Considerations for planning an Azure Data Factory enterprise deployment: what to release, how to deploy.
Looking at my blog today, you would think no progress has been made on the Azure Stream Analytics ALM series I'm publishing there. In terms of writing, that is correct. But to be fair to myself, there is a lot I need to prepare before I can write the next post. And it is taking more time than I expected (to nobody’s surprise). Below I share what needs to be done before I can finish writing the ALM series.
The next article in the series will cover unit-testing, both local and running in the build phase of a CI pipeline. The main difficulty on this topic is that at the moment, unit testing is not supported natively for ASA in either VSCode or Visual Studio. The good news is that the Visual Studio ASA extension provides building blocks that can be wired together to offer the basics of it.
Since I was having a ton of fun with PowerShell recently, I decided to do just that, and hacked a solution that I published on GitHub. It’s basically a PowerShell script that leverages a fixture to run tests programmatically. It’s a bit hacky, but it does its thing. As I was polishing it and adding a couple of features, I realized that if it's a very good prototype, it's not production ready at all. Ironically it's missing unit-testing and a proper release pipeline. I couldn’t let that fly.
To unit-test a PowerShell script, it needs to be designed and built the right way: the way the PowerShell authors planned it originally. So I took the time to sit down and learn PowerShell for real. It helped me rewrite the script in a much cleaner way. Then I tried to unit-test it with Pester, but if the internals were clean, the modularity of it (interface and flow of operations) was still wrong. It was awkward to test anything, and I had to mock way too many things to get any results.
My script is just that, a script, that did everything in one single file (class?). So I went back in research mode and this time read the PowerShell Toolmaking book, and it helped a lot. What also helped was that I was going through A Philosophy of Software Design at the same time, which was reiterating the same ideas from a more agnostic point of view.
That's where I am today.
Now I needed to re-design my solution with the following principles in mind:
- One controller script calling multiple tool scripts
- The controller script is the user interface
- It needs to be narrow and deep
- It’s about context, it knows about ASA and what we’re trying to accomplish
- The tool scripts do only one thing each
- No context, no hard-coded values, as generic and reusable as possible
- Use verb-noun naming convention and only get data via parameter binding
- Are testable because self-contained
- The controller script is the user interface
The way to design either forms of script is to:
- Map business requirements via example calls with parameters (UX)

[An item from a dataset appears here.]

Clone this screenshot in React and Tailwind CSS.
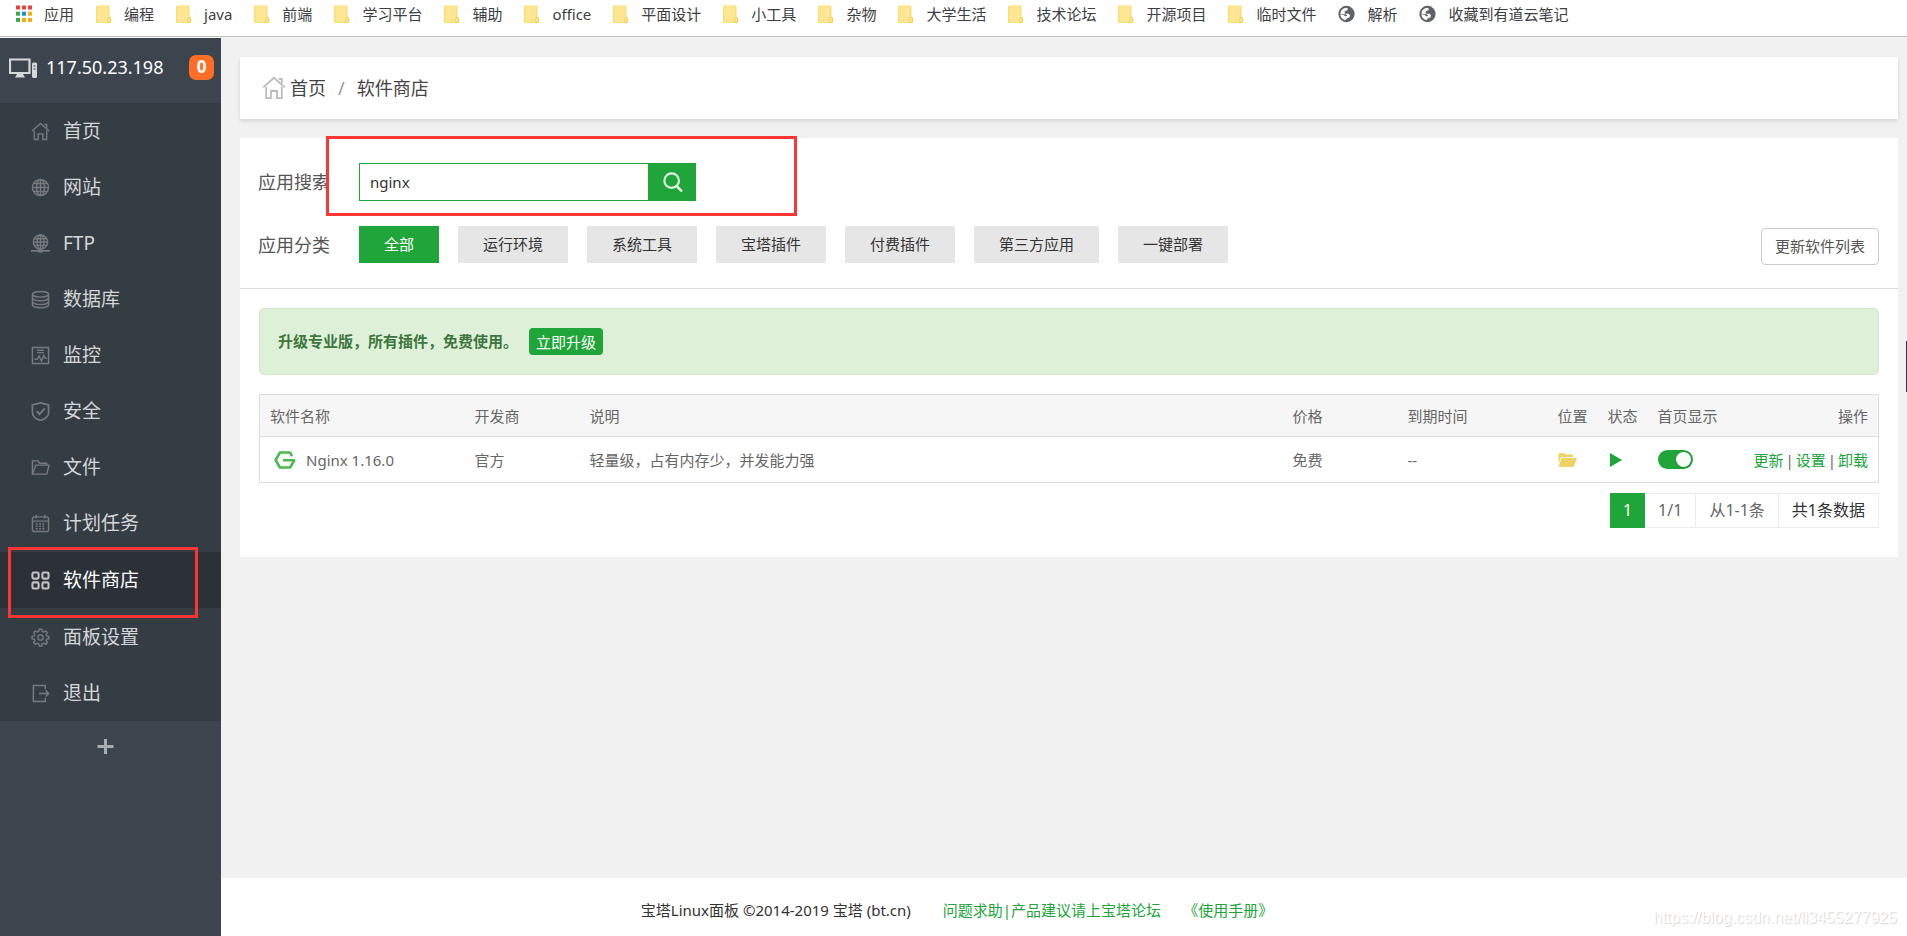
import React from "react";

const bookmarks = [
  { label: "应用", icon: "apps" },
  { label: "编程", icon: "folder" },
  { label: "java", icon: "folder" },
  { label: "前端", icon: "folder" },
  { label: "学习平台", icon: "folder" },
  { label: "辅助", icon: "folder" },
  { label: "office", icon: "folder" },
  { label: "平面设计", icon: "folder" },
  { label: "小工具", icon: "folder" },
  { label: "杂物", icon: "folder" },
  { label: "大学生活", icon: "folder" },
  { label: "技术论坛", icon: "folder" },
  { label: "开源项目", icon: "folder" },
  { label: "临时文件", icon: "folder" },
  { label: "解析", icon: "globe" },
  { label: "收藏到有道云笔记", icon: "globe" },
];

const appDots = ["#ea4335", "#ea4335", "#ea4335", "#34a853", "#1e88e5", "#fbab05", "#34a853", "#fbab05", "#fbab05"];

function BookmarkIcon({ kind }) {
  if (kind === "apps") {
    return (
      <svg className="h-[18px] w-4" viewBox="0 0 16 18" aria-hidden="true">
        {appDots.map((c, i) => (
          <rect key={i} x={(i % 3) * 6} y={0.5 + Math.floor(i / 3) * 6.2} width="4" height="4" fill={c} />
        ))}
      </svg>
    );
  }
  if (kind === "folder") {
    return (
      <svg className="h-[18px] w-4" viewBox="0 0 16 18" aria-hidden="true">
        <path d="M1 0.5h11.5a1 1 0 0 1 1 1V12l1.5 1v4a1 1 0 0 1-1 1H1a1 1 0 0 1-1-1V1.500a1 1 0 0 1 1-1z" fill="#fadf74" />
        <path d="M1.500 1.500h10.500v15.500h-10.500z" fill="#ffe694" />
        <path d="M11.800 17.500v-4c0-1.500 2.700-1.500 2.700 0v4z" fill="#ffe694" stroke="#f0cb4a" strokeWidth="0.8" />
      </svg>
    );
  }
  return (
    <svg className="h-[18px] w-[17px]" viewBox="0 0 24 24" fill="#5f6368" aria-hidden="true">
      <path d="M12 0.500a11.500 11.500 0 1 0 0 23a11.500 11.500 0 0 0 0-23zM3.400 11.500C3.700 7 7.500 3.400 12 3.300L14 4.500 13.500 6.500 9.500 8.500v3h5.500l2 2.500-1 3-3.500 1-1.500 2.500C6.500 20.500 3.300 16.500 3.400 12.500L8 13.500l2.500 2 2.500-1.500-2-1.500H7.500z" fillRule="evenodd" />
    </svg>
  );
}

const shapes = {
  home: (
    <>
      <path d="M1 9.500 10 1.500l9 8" />
      <path d="M14 2.500h2.500V6" />
      <path d="M3.500 9v9.500H7.500V12.500h5v6h4V9" />
    </>
  ),
  site: (
    <>
      <circle cx="10" cy="10" r="8.500" />
      <ellipse cx="10" cy="10" rx="4.200" ry="8.500" />
      <path d="M10 1.500v17M1.500 10h17M3 5.800h14M3 14.200h14" />
    </>
  ),
  ftp: (
    <>
      <circle cx="10" cy="8.500" r="7.500" />
      <ellipse cx="10" cy="8.500" rx="3.600" ry="7.500" />
      <path d="M10 1v15M2.500 8.500h15M4 5h12M4 12h12" />
      <path d="M0 17.700h20" strokeWidth="1.800" />
      <path d="M7.500 18h5" strokeWidth="3" />
    </>
  ),
  db: (
    <>
      <ellipse cx="10" cy="4.500" rx="8.500" ry="3" />
      <path d="M1.500 4.500v11c0 1.800 3.800 3.200 8.500 3.200s8.500-1.400 8.500-3.200v-11" />
      <path d="M1.500 8.200c0 1.800 3.800 3.200 8.500 3.200s8.500-1.400 8.500-3.200M1.500 12c0 1.800 3.800 3.200 8.500 3.200s8.500-1.400 8.500-3.200" />
    </>
  ),
  monitor: (
    <>
      <path d="M1.500 1.500h17v17h-17z" />
      <path d="M6.500 4.500h7M6.500 7h7" />
      <path d="M3.500 14h3l2-3.500 2.500 5 2.500-5.500 1.500 3h2" />
    </>
  ),
  shield: (
    <>
      <path d="M10 1 18.500 3v8c0 4-3.500 6.800-8.500 8.500C5 17.800 1.500 15 1.500 11V3z" strokeWidth="1.800" />
      <path d="m6 9.500 3 3.200 5.500-6" strokeWidth="2" />
    </>
  ),
  folder: (
    <>
      <path d="M1.500 17V3h6l1.500 2.500h7.500V8" />
      <path d="M1.500 17 5 7.500h14L16.500 17z" />
    </>
  ),
  calendar: (
    <>
      <rect x="1.500" y="3" width="17" height="15.500" rx="2" />
      <path d="M1.500 7.500h17M5.500 0.800v4M14.500 0.800v4" />
      <path d="M5 10.500h10.500M5 13h10.500M5 15.500h10.500" strokeDasharray="2 1.500" />
    </>
  ),
  store: (
    <>
      <rect x="1.500" y="1.500" width="6.500" height="6.500" rx="1.500" strokeWidth="2.200" />
      <rect x="12" y="1.500" width="6.500" height="6.500" rx="1.500" strokeWidth="2.200" />
      <rect x="1.500" y="12" width="6.500" height="6.500" rx="1.500" strokeWidth="2.200" />
      <rect x="12" y="12" width="6.500" height="6.500" rx="1.500" strokeWidth="2.200" />
    </>
  ),
  gear: (
    <>
      <path d="M8.700 1.300h2.600l0.500 2.200 1.600 0.700 2-1.200 1.800 1.800-1.200 2 0.700 1.600 2.200 0.500v2.400l-2.200 0.500-0.700 1.600 1.200 2-1.800 1.800-2-1.200-1.600 0.700-0.500 2.200H8.700l-0.500-2.200-1.600-0.700-2 1.200-1.800-1.800 1.200-2-0.700-1.600-2.200-0.500V8.900l2.200-0.500 0.700-1.600-1.200-2 1.800-1.800 2 1.200 1.600-0.700z" />
      <circle cx="10" cy="10" r="2.800" strokeWidth="1.500" />
    </>
  ),
  exit: (
    <>
      <path d="M15 5.500V1.500H2.500v17H15v-4" strokeWidth="1.600" />
      <path d="M8.500 10h10M15.500 6.800l3 3.200-3 3.200" strokeWidth="1.700" />
    </>
  ),
};

function LineIcon({ name, className }) {
  return (
    <svg className={className} viewBox="0 0 20 20" fill="none" stroke="currentColor" strokeWidth="1.500" aria-hidden="true">
      {shapes[name]}
    </svg>
  );
}

const menu = [
  { label: "首页", icon: "home" },
  { label: "网站", icon: "site" },
  { label: "FTP", icon: "ftp" },
  { label: "数据库", icon: "db" },
  { label: "监控", icon: "monitor" },
  { label: "安全", icon: "shield" },
  { label: "文件", icon: "folder" },
  { label: "计划任务", icon: "calendar" },
  { label: "软件商店", icon: "store", active: true },
  { label: "面板设置", icon: "gear" },
  { label: "退出", icon: "exit" },
];

const categories = ["全部", "运行环境", "系统工具", "宝塔插件", "付费插件", "第三方应用", "一键部署"];

function BookmarkBar() {
  return (
    <nav aria-label="书签" className="border-b border-[#f4f4f4]">
      <ul className="flex h-[37px] items-start gap-[22px] overflow-hidden border-b border-[#c0c0c0] px-4 pt-[5px] text-[15px] leading-[18px] whitespace-nowrap text-[#3c4043]">
        {bookmarks.map((b) => (
          <li key={b.label}>
            <a href="#" className="flex items-center gap-3">
              <BookmarkIcon kind={b.icon} />
              {b.label}
            </a>
          </li>
        ))}
      </ul>
    </nav>
  );
}

function Sidebar() {
  return (
    <aside className="w-[221px] shrink-0 bg-[#3c444d]">
      <div className="flex h-[65px] items-center pr-[7px] pb-[7px] pl-[9px]">
        <svg className="mt-[2px] h-5 w-7" viewBox="0 0 28 20" aria-hidden="true">
          <path d="M1 1.500h19.500v13.500H1z" fill="none" stroke="#d5d7d9" strokeWidth="2.200" />
          <path d="M8 16h6l2 3.500H6z" fill="#d5d7d9" />
          <rect x="23" y="4.500" width="5" height="15.500" rx="1.500" fill="#d5d7d9" />
          <path d="M24.500 8h2M24.500 11h2" stroke="#3c444d" />
        </svg>
        <span className="ml-[9px] text-[18px] leading-6 text-white">117.50.23.198</span>
        <span className="ml-auto flex h-[25px] w-[25px] items-center justify-center rounded-[7px] bg-[#ff6d26] text-[17px] font-bold text-white">
          0
        </span>
      </div>
      <ul className="bg-[#353d44]">
        {menu.map((m) => (
          <li key={m.label} className={m.active ? "py-px" : ""}>
            <a
              href="#"
              className={
                m.active
                  ? "flex h-14 items-center gap-[13px] bg-[#2c3138] pl-[31px] text-[19px] text-white"
                  : "flex h-14 items-center gap-[13px] pl-[31px] text-[19px] text-[#d4d6d8]"
              }
            >
              <LineIcon name={m.icon} className={m.active ? "size-[19px] text-[#c0c2c5]" : "size-[19px] text-[#767a7e]"} />
              {m.label}
            </a>
          </li>
        ))}
      </ul>
      <button type="button" aria-label="添加" className="flex h-[50px] w-[211px] items-center justify-center">
        <svg className="size-[17px]" viewBox="0 0 17 17" aria-hidden="true">
          <path d="M8.500 1v15M0.500 8.500h16" stroke="#aaadb0" strokeWidth="3" />
        </svg>
      </button>
    </aside>
  );
}

function Breadcrumb() {
  return (
    <nav aria-label="位置" className="flex h-[62px] items-center bg-white pl-[22px] text-[18px] text-[#444] shadow-[0_2px_4px_rgba(0,0,0,0.12)]">
      <LineIcon name="home" className="mr-1 size-6 text-[#bbb]" />
      <a href="#">首页</a>
      <span className="mx-3 text-[#999]">/</span>
      <span>软件商店</span>
    </nav>
  );
}

function Filters() {
  return (
    <div className="border-b border-[#ddd] pt-[25px] pr-[19px] pb-[23px] pl-[18px]">
      <form className="flex items-center" onSubmit={(e) => e.preventDefault()}>
        <label htmlFor="q" className="w-[101px] text-[18px] leading-6 text-[#555]">
          应用搜索
        </label>
        <input
          id="q"
          type="text"
          defaultValue="nginx"
          className="h-[38px] w-[290px] border border-[#20a53a] bg-white px-[10px] text-[15px] text-[#333] outline-none"
        />
        <button type="submit" aria-label="搜索" className="flex h-[38px] w-[47px] items-center justify-center bg-[#20a53a]">
          <svg className="size-5" viewBox="0 0 22 22" fill="none" stroke="#dff3e2" strokeWidth="2.400" aria-hidden="true">
            <circle cx="9.500" cy="9.500" r="8" />
            <path d="m15 15.500 5 5" strokeWidth="3" strokeLinecap="round" />
          </svg>
        </button>
      </form>
      <div className="mt-[23px] flex items-center">
        <span className="w-[101px] text-[18px] leading-6 text-[#555]">应用分类</span>
        <div className="flex gap-[19px]">
          {categories.map((c, i) => (
            <button
              key={c}
              type="button"
              className={
                i === 0
                  ? "h-[37px] bg-[#20a53a] px-[25px] text-[15px] text-white"
                  : "h-[37px] bg-[#e6e6e6] px-[25px] text-[15px] text-[#333]"
              }
            >
              {c}
            </button>
          ))}
        </div>
        <button type="button" className="mt-1 ml-auto h-[37px] rounded border border-[#ccc] bg-white px-[13px] text-[15px] text-[#555]">
          更新软件列表
        </button>
      </div>
    </div>
  );
}

function SoftwareTable() {
  return (
    <table className="mt-[19px] w-full table-fixed border-collapse border border-[#ddd] text-left text-[15px] leading-5 text-[#666]">
      <colgroup>
        <col className="w-[205px]" />
        <col className="w-[115px]" />
        <col />
        <col className="w-[115px]" />
        <col className="w-[150px]" />
        <col className="w-[50px]" />
        <col className="w-[50px]" />
        <col className="w-[82px]" />
        <col className="w-[149px]" />
      </colgroup>
      <thead>
        <tr className="h-[42px] border-b border-[#ddd] bg-[#f6f6f6] whitespace-nowrap">
          {["软件名称", "开发商", "说明", "价格", "到期时间", "位置", "状态", "首页显示"].map((h) => (
            <th key={h} scope="col" className="pl-[10px] font-normal">
              {h}
            </th>
          ))}
          <th scope="col" className="pr-[10px] text-right font-normal">
            操作
          </th>
        </tr>
      </thead>
      <tbody>
        <tr className="h-[46px] whitespace-nowrap">
          <td className="pl-[10px]">
            <a href="#" className="flex items-center gap-[10px] pl-1">
              <svg className="h-[18px] w-[22px]" viewBox="0 0 22 18" fill="none" stroke="#4cb84f" strokeWidth="2.600" aria-hidden="true">
                <path d="M18 5.200 16 1.500H6L1.600 9 6 16.500H16.200L20.200 9.300H9" strokeLinejoin="round" />
              </svg>
              Nginx 1.16.0
            </a>
          </td>
          <td className="pl-[10px]">官方</td>
          <td className="pl-[10px]">轻量级，占有内存少，并发能力强</td>
          <td className="pl-[10px]">免费</td>
          <td className="pl-[10px]">--</td>
          <td className="pl-[10px]">
            <button type="button" aria-label="打开目录" className="block">
              <svg className="h-[14px] w-[19px]" viewBox="0 0 19 14" fill="#f0d264" aria-hidden="true">
                <path d="M0.500 11V1.200L1.500 0h5l1.200 1.500h7.300V4H4L2.500 5z" />
                <path d="M3.500 5h15.500l-3.500 9H0.500z" />
              </svg>
            </button>
          </td>
          <td className="pl-[10px]">
            <button type="button" aria-label="运行中" className="block pl-[2px]">
              <svg className="h-[14px] w-[12px]" viewBox="0 0 12 14" fill="#20a53a" aria-hidden="true">
                <path d="M0 0l12 7-12 7z" />
              </svg>
            </button>
          </td>
          <td className="pl-[10px]">
            <input
              type="checkbox"
              role="switch"
              aria-label="首页显示"
              defaultChecked
              className="flex h-[19px] w-[35px] appearance-none items-center justify-start rounded-full bg-[#ccc] px-[2px] before:size-[15px] before:rounded-full before:bg-[#fafafa] before:shadow before:content-[''] checked:justify-end checked:bg-[#20a53a]"
            />
          </td>
          <td className="pr-[10px]">
            <div className="flex justify-end gap-[2px]">
              <a href="#" className="text-[#20a53a]">更新</a>
              <span>|</span>
              <a href="#" className="text-[#20a53a]">设置</a>
              <span>|</span>
              <a href="#" className="text-[#20a53a]">卸载</a>
            </div>
          </td>
        </tr>
      </tbody>
    </table>
  );
}

function Pagination() {
  return (
    <div className="mt-[10px] flex justify-end text-[16px] leading-[33px] text-[#666]">
      <span className="border border-[#20a53a] bg-[#20a53a] px-3 text-white">1</span>
      <span className="border border-l-0 border-[#ececec] px-[13px]">1/1</span>
      <span className="border border-l-0 border-[#ececec] px-[13px]">从1-1条</span>
      <span className="border border-l-0 border-[#ececec] px-[13px] text-[#333]">共1条数据</span>
    </div>
  );
}

export default function App() {
  return (
    <div className="relative flex min-h-screen flex-col overflow-hidden bg-white font-['Noto_Sans','Noto_Sans_CJK_SC',sans-serif]">
      <BookmarkBar />
      <div className="flex flex-1">
        <Sidebar />
        <div className="flex min-w-0 flex-1 flex-col bg-[#f1f1f1]">
          <main className="flex flex-1 flex-col gap-[19px] pt-[19px] pr-[9px] pl-[19px]">
            <Breadcrumb />
            <section className="bg-white">
              <Filters />
              <div className="px-[19px] pt-[19px] pb-[29px]">
                <div className="flex h-[67px] items-center gap-[11px] rounded-[5px] border border-[#d6e9c6] bg-[#dff0d8] px-[18px] text-[15px]">
                  <strong className="text-[#3c763d]">升级专业版，所有插件，免费使用。</strong>
                  <button type="button" className="h-[27px] rounded bg-[#20a53a] px-[7px] leading-[20px] text-white">
                    立即升级
                  </button>
                </div>
                <SoftwareTable />
                <Pagination />
              </div>
            </section>
          </main>
          <footer className="flex h-[58px] items-center justify-center bg-white pt-[6px] pr-[214px] text-[15px] text-[#333]">
            <span>宝塔Linux面板 ©2014-2019 宝塔 (bt.cn)</span>
            <a href="#" className="ml-8 text-[#20a53a]">问题求助|产品建议请上宝塔论坛</a>
            <a href="#" className="ml-[22px] text-[#20a53a]">《使用手册》</a>
          </footer>
        </div>
      </div>
      <div className="pointer-events-none absolute top-[136px] left-[326px] h-[80px] w-[471px] border-[3px] border-[#fd3535]" />
      <div className="pointer-events-none absolute top-[547px] left-[8px] h-[71px] w-[190px] border-[3px] border-[#fd3535]" />
      <div className="absolute top-[341px] right-0 h-[51px] w-px bg-[#33333d]" />
      <div className="pointer-events-none absolute right-[10px] bottom-[8px] font-['Liberation_Sans',sans-serif] text-[16px] leading-5 text-white [text-shadow:1px_1px_1px_#d4d4d4]">
        https://blog.csdn.net/li3455277925
      </div>
    </div>
  );
}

- Derive its unique signature from those calls + the constraints above
- Build+test it at the same time
I tried that for a single tool script I had already build (
New-AutAsaprojXML) and it was weird but good. That tool converts a JSON autoproj (config file generated by the ASA extension for VSCode) into an equivalent XML one (generated by Visual Studio, expected for a scripted run). It’s awkward because it still carries context – I don’t want to build a generic JSON to XML converter, so it knows about the asaproj details – but I remodeled it enough to be testable (object as input parameter, string as output parameter, no reading/writing files). And it’s now unit-tested, and it’s awesome. I already caught a couple of bugs thanks to it.
Now I must refactor the existing tool scripts, and extract the other tools from the controller script so I can test most of it independently. It sounds obvious but it isn't. Defining the boundaries between controller and tools is hard, at least to me. I'm not trained in that specific space, so I need a bit of practice to make more informed decisions. Going back to the tool above, should I strive to make it completely agnostic, and pass the whole JSON template as an input parameter? Both books tell me a soft yes, but it's an investment (of my time and brainpower) that I may never get the return on.
The whole conversation also opens another box: how am I supposed to structure my solution (as in files and folders). It needs to be easy to develop, test and also integrate well in the release pipeline. PowerShell offers a lot of options on how to package scripts (functions, modules…), choosing one is not straightforward for a beginner.
Finally, if I apply the design process to the controller script, thinking about how I want my end users to experience the solution, then comes another source of requirements for the refactoring. Because I don’t want them to have to run multiple scripts, in specific sub-folders, scripts they got from a unknown GitHub repo… as is the case now. The best UX I can imagine would look like:
Import-Module Asa.Unittest New-AutFixture -Path “C:\...” | Start-AutRun -AsaPath “C:\...”
That would be awesome! But that means publishing the tool in the PowerShell gallery, which comes with its own set of guidelines and best practices. Which also means a strong release pipeline, a project in itself.
All that for no visible feature shipped. Isn't that the whole story of software planning and delivery unfolding at the scale of my little product? I love it!